H2OConverter

class arsa_ml.converters.H2OConverter(models_directory, test_data, target_column, df_name, feature_imp_needed=True)

This is a subclass of the Converter abstract class, wich is used to transform H2O trained models into leaderboard and dictionaries that can be used to build the Rashomon Set. Uses H2O framework that expects Java to be installed.

Parameters

models_directory : Path
Path object navigating to the directory with saved models from H2O framework.
test_data : H2OFrame
Test data for analysis in a H2OFrame format.
target_column : str
Name of the target column. Used to determine the task type - binary or multiclass classification.
df_name : str
The name of the dataset to be used while saving converted results.
feature_imp_needed : bool, default = True
Whether to obtain feature importances from trained models or not. Can
result in a longer runtime of .convert() method.

Attributes

task_type : str
Name of the task type - 'binary' or 'multiclass' indicating whether models were trained for binary or multiclass classification purposes. Obtained from determine_task_type() method.
loaded_models : list
List containing all models that were loaded from the given models_directory. Obtained from load_all_models() method.
prediction_frames_dict : dict
A dictionary containing loaded models as keys and pd.DataFrames containing predcitions returned by H2O models as values. Obtained from get_prediction_frames_dict() method.
class_prediction_dict : dict
A dictionary containing loaded models as keys and pd.Series containing class predcitions obtained from H2O models as values in pd.Series format. Calculated by get_class_predictions_dict() method.
proba_prediction_dict : dict
A dictionary containing loaded models as keys and pd.Series containing class probabilities predcitions obtained from H2O models as values in pd.DataFrame format. Calculated by get_proba_predictions_dict() method.
classes : list
List of all classes found for a given task. Obtained from the test_data.
MULTICLASS_METRICS_DICT : dict
A dictionary containing typical multiclasss classification evaluation metrics name and their implementation functions from sklearn.
BINARY_METRICS_DICT : dict
A dictionary containing typical binary classification evaluation metrics name and their implementation functions from sklearn.
models_directory : Path
models_directory parameter value
test_data : H2OFrame
test_data parameter value
target_column : str
target_column parameter value
df_name : str
df_name parameter value
feature_imp_needed : bool, default = True
feture_imp_needed parameter value

Methods

determine_task_type()

Returns whether the task type for a given dataset is binary or multiclass classification based on target_column and test_data parameters. If another task type is determined, the method throws ValueError.

Returns :
task_type : str

load_all_models()

Loads all H2O models objects from a given model_directory and saves them in a list format.

Returns :
loaded_models : list

get_prediction_frames()

Used to obtain predictions returned by all H2O models and save them in a dictionary format with model names as keys and predictions dataframes as values.

Returns :
predictions : dict[str, pd.DataFrame]

get_class_predictions_dict()

Used to obtain class predictions returned by all H2O models and save them in a dictionary format with model names as keys and predictions in a pd.Series format as values.

Returns :
class_predictions_dict : dict[str, pd.Series]
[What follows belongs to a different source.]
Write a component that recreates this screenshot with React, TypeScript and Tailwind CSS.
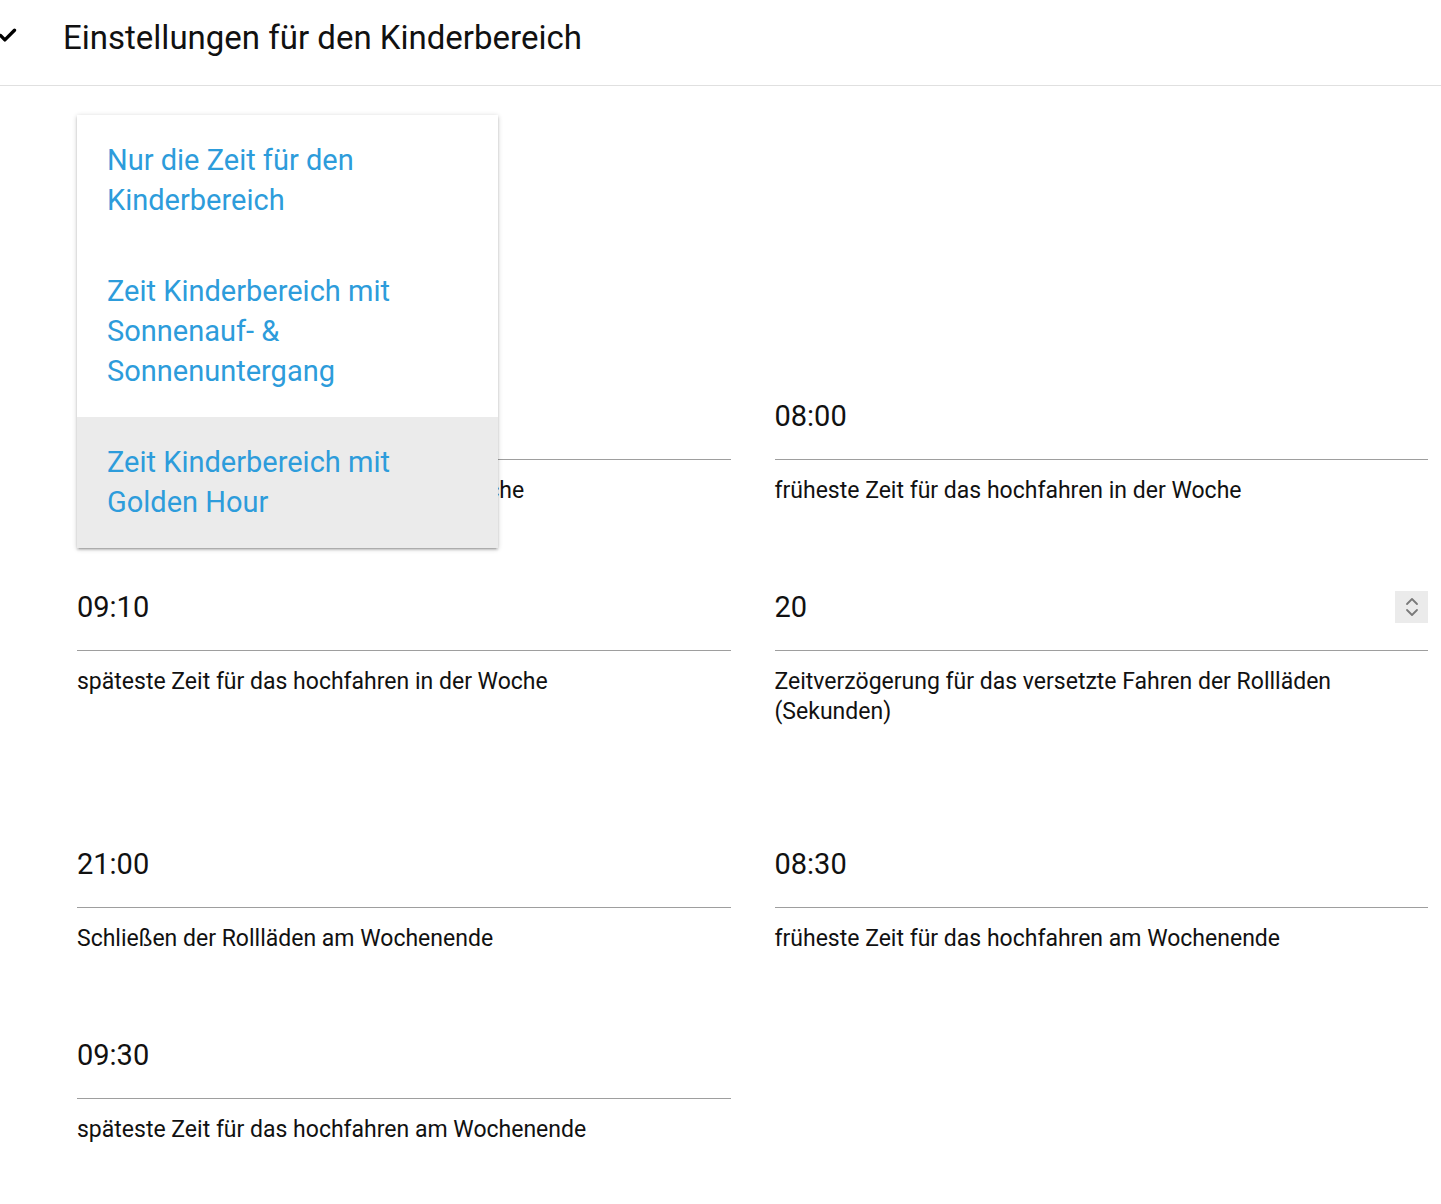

get_proba_predictions_dict()

Used to obtain class probabilities predictions returned by all H2O models and save them in a dictionary format with model names as keys and probability predictions in a pd.DataFrame format as values.

Returns :
proba_predictions_dict : dict[str, pd.DataFrame]

get_feature_importance_dict()

Used to obtain feature importances from all H2O models and save them in a dictionary format with model names as keys and features sorted in a descending order based on their importance as values.

Returns :
feature_importance_dict : dict[str, list]

extract_target_column()

Used to extract the target column from the test dataset.

Returns :
y_true : pd.DataFrame

calculate_multiclass_metrics()

Calculates multiclass classification evaluation metrics from MULTICLASS_METRICS_DICT for all loaded models based on their prediction vectors and target column. Calculated results are stored in a pd.DataFrame object containing all evaluation metric scores for each model.

Returns :
metrics_df : pd.DataFrame

calculate_binary_metrics()

Calculates binary classification evaluation metrics from BINARY_METRICS_DICT for all loaded models based on their prediction vectors and target column. Calculated results are stored in a pd.DataFrame object containing all evaluation metric scores for each model.

Returns :
metrics_df : pd.DataFrame

save_results(leaderboard, predictions_dict, proba_predictions_dict, feature_importance_dict, y_true, saving_path)

Method for saving results from creating a leaderboard and all dictionaries on disk in .csv and .pickle formats.

Parameters :
leaderboard: pd.DataFrame
created leaderboard to be saved as csv

predictions_dict : dict
created class predictions dict to be saved as pickle

proba_predictions_dict : dict
created proba predictions dict to be saved as pickle

feature_importance_dict : dict
created feature importance dict to be saved as pickle

y_true : pd.DataFrame
extracted target column to be saved as a csv

saving_path : Path
path to a directory where the results should be saved, if not specified the default of timestamp + df_name is used to create a new directory

convert(saving_path)

Final method used to create and save leaderboard created in calculate_binary_metrics() or calculate_multiclass_metrics() based on the task type, class_predictions_dict, proba_predictions_dict and feature_importance_dict created in the corresponding methods. If feature_imp_needed parameter is False, feature_importance_dict is not created and the method returns NaN as its value.

Parameters :
saving_path : Path
path to a directory where the results should be saved, if not specified the default of timestamp + df_name is used to create a new directory

Returns :
leaderboard : pd.DataFrame

class_predictions_dict : dict[str, pd.Series]

proba_predictions_dict : dict[str, pd.DataFrame]

feature_importance_dict : dict[str, list]

y_true : pd.DataFrame